■ WHAT YOU NEED TO DO:
Look below for the line with "Emit a component" and the line with "justify-center bg-gradient-to-b from-[#ececec]"; repeat exactly those two lines and all lines between them, but no pictures.

************

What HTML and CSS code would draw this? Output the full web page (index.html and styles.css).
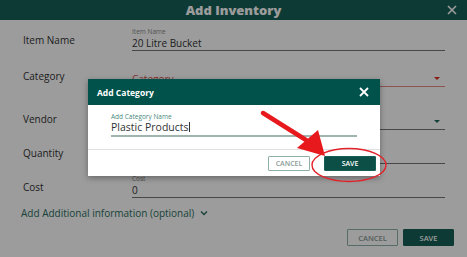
FILE: index.html
```html
<!DOCTYPE html>
<html lang="en">
<head>
    <meta charset="UTF-8">
    <meta name="viewport" content="width=device-width, initial-scale=1.0">
    <title>Add Inventory</title>
    <link rel="stylesheet" href="styles.css">
</head>
<body>
    <div class="page">
        <div class="topbar">
            <h1>Add Inventory</h1>
            <span class="close">
                <svg width="10" height="10" viewBox="0 0 10 10"><path d="M1 1L9 9M9 1L1 9" stroke="#fff" stroke-width="1.6"/></svg>
            </span>
        </div>

        <div class="form">
            <div class="row first">
                <div class="label">Item Name</div>
                <div class="field">
                    <div class="hint">Item Name</div>
                    <div class="value">20 Litre Bucket</div>
                </div>
            </div>
            <div class="row">
                <div class="label">Category</div>
                <div class="field select error">
                    <div class="value">Category</div>
                    <span class="caret"></span>
                </div>
            </div>
            <div class="row tall">
                <div class="label">Vendor</div>
                <div class="field select">
                    <div class="value">&nbsp;</div>
                    <span class="caret"></span>
                </div>
            </div>
            <div class="row short">
                <div class="label">Quantity</div>
                <div class="field">
                    <div class="value">&nbsp;</div>
                </div>
            </div>
            <div class="row short">
                <div class="label">Cost</div>
                <div class="field">
                    <div class="hint">Cost</div>
                    <div class="value">0</div>
                </div>
            </div>

            <div class="more">
                Add Additional information (optional)
                <svg width="8" height="6" viewBox="0 0 8 6"><path d="M1 1.5L4 4.5L7 1.5" fill="none" stroke="#2a6e60" stroke-width="1.4"/></svg>
            </div>

            <div class="actions">
                <button class="btn outline">CANCEL</button>
                <button class="btn primary">SAVE</button>
            </div>
        </div>

        <div class="overlay"></div>

        <div class="dialog">
            <div class="dialog-head">
                <span>Add Category</span>
                <svg width="10" height="10" viewBox="0 0 10 10"><path d="M1 1L9 9M9 1L1 9" stroke="#fff" stroke-width="1.8"/></svg>
            </div>
            <div class="dialog-body">
                <div class="hint teal">Add Category Name</div>
                <div class="dialog-input">Plastic Products<span class="cursor"></span></div>
            </div>
            <div class="dialog-foot">
                <button class="btn outline small">CANCEL</button>
                <button class="btn primary small">SAVE</button>
            </div>
        </div>

        <svg class="marks" width="467" height="257" viewBox="0 0 467 257">
            <path d="M263 113L306 140" stroke="#e8191c" stroke-width="4.5" stroke-linecap="round"/>
            <polygon points="297,148 318,130 325,156" fill="#e8191c"/>
            <ellipse cx="349" cy="165" rx="37" ry="16.5" fill="none" stroke="#e3232a" stroke-width="1.4"/>
        </svg>
    </div>
</body>
</html>
```

FILE: styles.css
```css
body {
    margin: 0;
    font-family: 'Open Sans', 'Liberation Sans', sans-serif;
    background: #fff;
}
.page {
    position: relative;
    width: 467px;
    height: 257px;
    overflow: hidden;
    background: #fff;
}
.topbar {
    position: relative;
    height: 20px;
    background: #165f56;
    display: flex;
    align-items: center;
    justify-content: center;
}
.topbar h1 {
    margin: 0;
    color: #fff;
    font-size: 13px;
    font-weight: 800;
}
.topbar .close {
    position: absolute;
    right: 10px;
    top: 5px;
    line-height: 0;
}
.form {
    padding: 8px 22px 0 23px;
}
.row {
    display: grid;
    grid-template-columns: 109px 1fr;
    align-items: end;
    height: 36px;
}
.row.first {
    height: 23px;
}
.row.tall {
    height: 43px;
}
.row.short {
    height: 34px;
}
.label {
    color: #333;
    font-size: 10px;
    line-height: 13px;
    padding-bottom: 4px;
}
.field {
    position: relative;
    border-bottom: 1px solid #777;
}
.field.error {
    border-bottom-color: #e58a80;
}
.hint {
    font-size: 6.5px;
    line-height: 8px;
    color: #888;
}
.hint.teal {
    color: #4b8a7c;
}
.value {
    font-size: 10px;
    line-height: 14px;
    color: #333;
}
.error .value {
    color: #d9534f;
}
.caret {
    position: absolute;
    right: 5px;
    bottom: 6px;
    border-left: 3px solid transparent;
    border-right: 3px solid transparent;
    border-top: 3px solid #1f6b5d;
}
.error .caret {
    border-top-color: #e0301e;
}
.more {
    margin-top: 8px;
    margin-left: -2px;
    font-size: 10px;
    color: #2a6e60;
    display: flex;
    align-items: center;
    gap: 6px;
}
.actions {
    display: flex;
    justify-content: flex-end;
    gap: 5px;
    margin-top: 9px;
    margin-right: -9px;
}
.btn {
    font-family: inherit;
    font-size: 7.5px;
    font-weight: 600;
    width: 51px;
    height: 17px;
    padding: 0;
    border-radius: 1px;
    cursor: pointer;
}
.btn.outline {
    background: #fff;
    border: 1px solid #8fb0a8;
    color: #8a9a96;
}
.btn.primary {
    background: #165f56;
    border: 1px solid #165f56;
    color: #fff;
}
.overlay {
    position: absolute;
    inset: 0;
    background: rgba(0, 0, 0, 0.39);
}
.dialog {
    position: absolute;
    left: 88px;
    top: 79px;
    width: 292px;
    height: 97px;
    background: #fff;
    box-shadow: 0 2px 6px rgba(0, 0, 0, 0.35);
    display: flex;
    flex-direction: column;
}
.dialog-head {
    height: 26px;
    background: #00524a;
    color: #fff;
    font-size: 8.5px;
    font-weight: 700;
    display: flex;
    align-items: center;
    justify-content: space-between;
    padding: 0 11px 0 9px;
}
.dialog-head svg {
    display: block;
}
.dialog-body {
    height: 45px;
    padding: 8px 23px 0 23px;
    border-bottom: 1px solid #e2e2e2;
    box-sizing: border-box;
}
.dialog-input {
    font-size: 10.5px;
    line-height: 13px;
    color: #333;
    padding-bottom: 1px;
    border-bottom: 2px solid #9fb4ae;
}
.cursor {
    display: inline-block;
    width: 1px;
    height: 10px;
    background: #333;
    vertical-align: -1px;
}
.dialog-foot {
    flex: 1;
    display: flex;
    justify-content: flex-end;
    align-items: center;
    gap: 14px;
    padding-right: 4px;
}
.btn.small {
    height: 15px;
    font-size: 7px;
}
.btn.small.outline {
    width: 42px;
}
.btn.small.primary {
    width: 52px;
    background: #0b4f46;
}
.marks {
    position: absolute;
    left: 0;
    top: 0;
}
```
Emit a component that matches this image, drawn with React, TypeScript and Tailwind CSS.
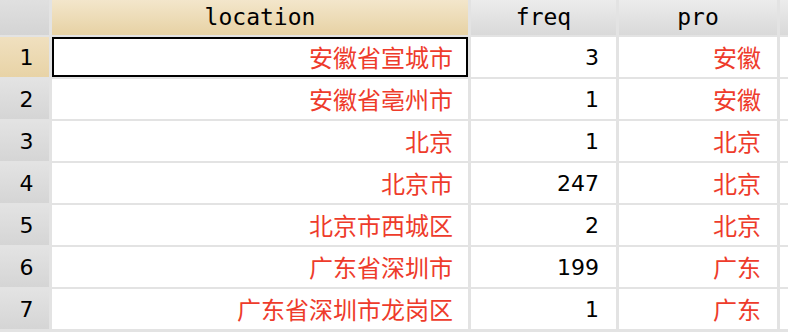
import React from 'react';

const ROWS = [
  { location: '安徽省宣城市', freq: 3, pro: '安徽' },
  { location: '安徽省亳州市', freq: 1, pro: '安徽' },
  { location: '北京', freq: 1, pro: '北京' },
  { location: '北京市', freq: 247, pro: '北京' },
  { location: '北京市西城区', freq: 2, pro: '北京' },
  { location: '广东省深圳市', freq: 199, pro: '广东' },
  { location: '广东省深圳市龙岗区', freq: 1, pro: '广东' },
];

const headCell =
  "flex items-center justify-center bg-gradient-to-b from-[#ececec] to-[#d9d9d9] text-[23px] text-black font-['DejaVu_Sans_Mono','Liberation_Mono',monospace]";

export default function App() {
  return (
    <div className="w-[788px] h-[332px] overflow-hidden bg-[#e3e3e3]">
      <div className="grid grid-cols-[49px_416px_145px_158px_1fr] grid-rows-[35px] auto-rows-[40px] gap-x-[3px] gap-y-[2px]">
        {/* header */}
        <div className="bg-gradient-to-b from-[#e0e0e0] to-[#d4d4d4]" />
        <div className="flex items-center justify-center bg-gradient-to-b from-[#f3e6cb] to-[#e7d2a4] text-[23px] text-black font-['DejaVu_Sans_Mono','Liberation_Mono',monospace]">
          location
        </div>
        <div className={headCell}>freq</div>
        <div className={headCell}>pro</div>
        <div className="bg-gradient-to-b from-[#ececec] to-[#d9d9d9]" />

        {ROWS.map((row, i) => {
          const selected = i === 0;
          return (
            <React.Fragment key={i}>
              <div
                className={
                  selected
                    ? "flex items-center justify-center pl-1 bg-gradient-to-b from-[#f0e0bf] to-[#e8d3a6] text-[22px] text-black font-['DejaVu_Sans','Liberation_Sans',sans-serif]"
                    : "flex items-center justify-center pl-1 bg-gradient-to-b from-[#e3e3e3] to-[#d5d5d5] text-[22px] text-black font-['DejaVu_Sans','Liberation_Sans',sans-serif]"
                }
              >
                {i + 1}
              </div>
              <div
                className={
                  selected
                    ? "flex items-center justify-end bg-white pr-[13px] border-2 border-black text-[24px] text-[#ee3b2b] font-['Noto_Sans_CJK_SC','Noto_Sans',sans-serif]"
                    : "flex items-center justify-end bg-white pr-[15px] text-[24px] text-[#ee3b2b] font-['Noto_Sans_CJK_SC','Noto_Sans',sans-serif]"
                }
              >
                {row.location}
              </div>
              <div className="flex items-center justify-end bg-white pr-[17px] text-[22px] text-black font-['DejaVu_Sans','Liberation_Sans',sans-serif]">
                {row.freq}
              </div>
              <div className="flex items-center justify-end bg-white pr-[16px] text-[24px] text-[#ee3b2b] font-['Noto_Sans_CJK_SC','Noto_Sans',sans-serif]">
                {row.pro}
              </div>
              <div className="bg-white" />
            </React.Fragment>
          );
        })}
      </div>
    </div>
  );
}
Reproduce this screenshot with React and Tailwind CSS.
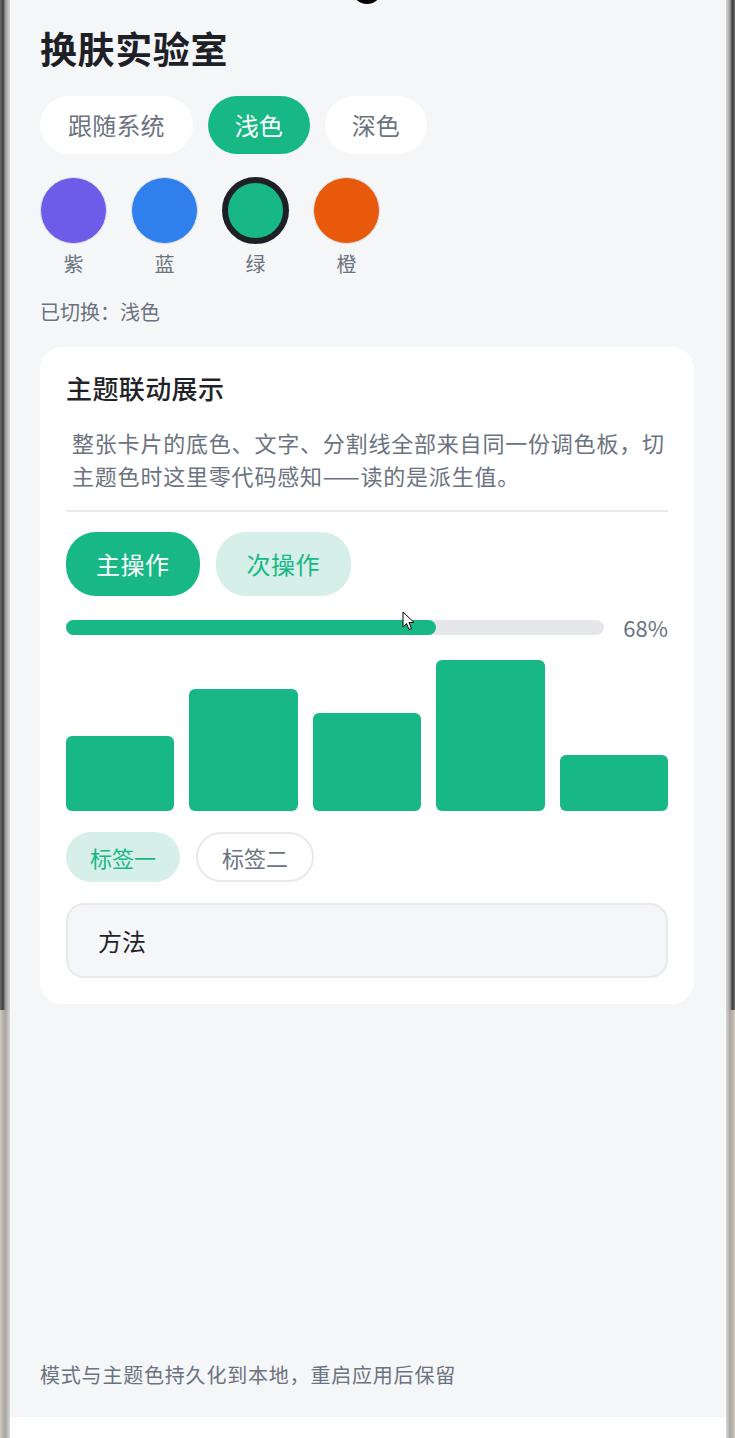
import React from "react";

const GREEN = "#17b885";

function Bezel({ side }) {
  const top =
    side === "left"
      ? "bg-[linear-gradient(to_right,#6e6e6e,#3c3c3c_30%,#9c9c9c_55%,#d6d6d6)]"
      : "bg-[linear-gradient(to_left,#6e6e6e,#3c3c3c_30%,#9c9c9c_55%,#d6d6d6)]";
  const bottom =
    side === "left"
      ? "bg-[linear-gradient(to_right,#d2cbbd,#b8b2a8_30%,#a6a6a6_55%,#d8d8d8)]"
      : "bg-[linear-gradient(to_left,#d2cbbd,#b8b2a8_30%,#a6a6a6_55%,#d8d8d8)]";
  return (
    <div className={`flex flex-col ${side === "left" ? "w-[10px]" : "w-[9px]"}`}>
      <div className={`flex-1 ${top}`} />
      <div className={`h-[428px] ${bottom}`} />
    </div>
  );
}

function Swatch({ color, label, selected }) {
  return (
    <div className="flex w-[67px] flex-col items-center">
      <div
        className={`h-[67px] w-[67px] rounded-full ${
          selected ? "border-[6px] border-[#1d2127]" : "border border-[#dcdfe6]"
        }`}
        style={{ backgroundColor: color }}
      />
      <div className="mt-[6px] text-[20px] leading-[28px] text-[#6b7280]">{label}</div>
    </div>
  );
}

const bars = [50, 81, 65, 100, 37];

export default function App() {
  return (
    <div className="relative flex h-[1438px] w-[735px] overflow-hidden bg-[#d6d6d6] font-['Noto_Sans_CJK_SC','Noto_Sans',sans-serif]">
      <Bezel side="left" />
      <div className="flex flex-1 flex-col bg-[#f5f6f8]">
        <div className="flex flex-1 flex-col pl-[30px] pr-[32px] pt-[26px]">
          <h1 className="text-[37px] font-bold leading-[44px] tracking-[0.6px] text-[#1d2127]">换肤实验室</h1>

          <div className="mt-[26px] flex gap-[15px]">
            <div className="flex h-[58px] items-center rounded-full bg-white px-[28px] text-[24px] tracking-[0.2px] text-[#6b7280]">
              跟随系统
            </div>
            <div className="flex h-[58px] items-center rounded-full bg-[#17b885] px-[27px] text-[24px] text-white">
              浅色
            </div>
            <div className="flex h-[58px] items-center rounded-full bg-white px-[27px] text-[24px] text-[#6b7280]">
              深色
            </div>
          </div>

          <div className="mt-[23px] flex gap-[24px]">
            <Swatch color="#6c5ce7" label="紫" />
            <Swatch color="#2f80ed" label="蓝" />
            <Swatch color={GREEN} label="绿" selected />
            <Swatch color="#e8590c" label="橙" />
          </div>

          <div className="mt-[20px] text-[20px] leading-[28px] text-[#6b7280]">已切换：浅色</div>

          <div className="mt-[21px] rounded-[22px] bg-white px-[26px] pb-[26px] pt-[24px]">
            <div className="text-[26px] font-medium leading-[34px] tracking-[0.4px] text-[#1f2329]">主题联动展示</div>
            <p className="mt-[21px] pl-[6px] text-[22px] leading-[33px] tracking-[0.8px] text-[#6b7280]">
              整张卡片的底色、文字、分割线全部来自同一份调色板，切主题色时这里零代码感知——读的是派生值。
            </p>
            <div className="mt-[18px] h-[2px] bg-[#e8e9ec]" />

            <div className="mt-[20px] flex gap-[16px]">
              <div className="flex h-[64px] items-center rounded-[30px] bg-[#17b885] px-[30px] text-[24px] tracking-[0.5px] text-white">
                主操作
              </div>
              <div className="flex h-[64px] items-center rounded-[30px] bg-[#d6efe9] px-[31px] text-[24px] tracking-[0.5px] text-[#17b885]">
                次操作
              </div>
            </div>

            <div className="mt-[16px] flex h-[30px] items-center gap-[19px]">
              <div className="h-[15px] flex-1 rounded-full bg-[#e6e7ea]">
                <div className="h-full rounded-full bg-[#17b885]" style={{ width: "68.8%" }} />
              </div>
              <div className="text-[22px] leading-[30px] text-[#6b7280]">68%</div>
            </div>

            <div className="mt-[18px] flex h-[151px] items-end gap-[15px]">
              {bars.map((h, i) => (
                <div key={i} className="flex-1 rounded-[6px] bg-[#17b885]" style={{ height: `${h}%` }} />
              ))}
            </div>

            <div className="mt-[21px] flex gap-[16px]">
              <div className="flex h-[50px] items-center rounded-full bg-[#d6efe9] px-[24px] text-[22px] text-[#17b885]">
                标签一
              </div>
              <div className="flex h-[50px] items-center rounded-full border-2 border-[#e8e9ec] bg-white px-[24px] text-[22px] text-[#6b7280]">
                标签二
              </div>
            </div>

            <div className="mt-[21px] flex h-[75px] items-center rounded-[18px] border-2 border-[#e8e9ec] bg-[#f5f6f8] px-[30px] text-[24px] text-[#1f2329]">
              方法
            </div>
          </div>

          <div className="flex-1" />
          <div className="pb-[28px] text-[20px] leading-[28px] tracking-[0.8px] text-[#6b7280]">
            模式与主题色持久化到本地，重启应用后保留
          </div>
        </div>
        <div className="h-[21px] bg-white" />
      </div>
      <Bezel side="right" />

      <div className="absolute left-[352px] top-[-26px] h-[30px] w-[30px] rounded-full bg-black" />

      <svg className="absolute left-[402px] top-[611px]" width="14" height="20" viewBox="0 0 14 20">
        <path d="M1 1 L1 16 L4.5 12.5 L7 18.5 L9.5 17.5 L7 11.5 L12 11.5 Z" fill="white" stroke="black" strokeWidth="1" strokeLinejoin="round" />
      </svg>
    </div>
  );
}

************

■ OUTPUT FOR THIS TASK:
Emit a component that matches this image, drawn with React, TypeScript and Tailwind CSS.
import React from 'react';

const ROWS = [
  { location: '安徽省宣城市', freq: 3, pro: '安徽' },
  { location: '安徽省亳州市', freq: 1, pro: '安徽' },
  { location: '北京', freq: 1, pro: '北京' },
  { location: '北京市', freq: 247, pro: '北京' },
  { location: '北京市西城区', freq: 2, pro: '北京' },
  { location: '广东省深圳市', freq: 199, pro: '广东' },
  { location: '广东省深圳市龙岗区', freq: 1, pro: '广东' },
];

const headCell =
  "flex items-center justify-center bg-gradient-to-b from-[#ececec] to-[#d9d9d9] text-[23px] text-black font-['DejaVu_Sans_Mono','Liberation_Mono',monospace]";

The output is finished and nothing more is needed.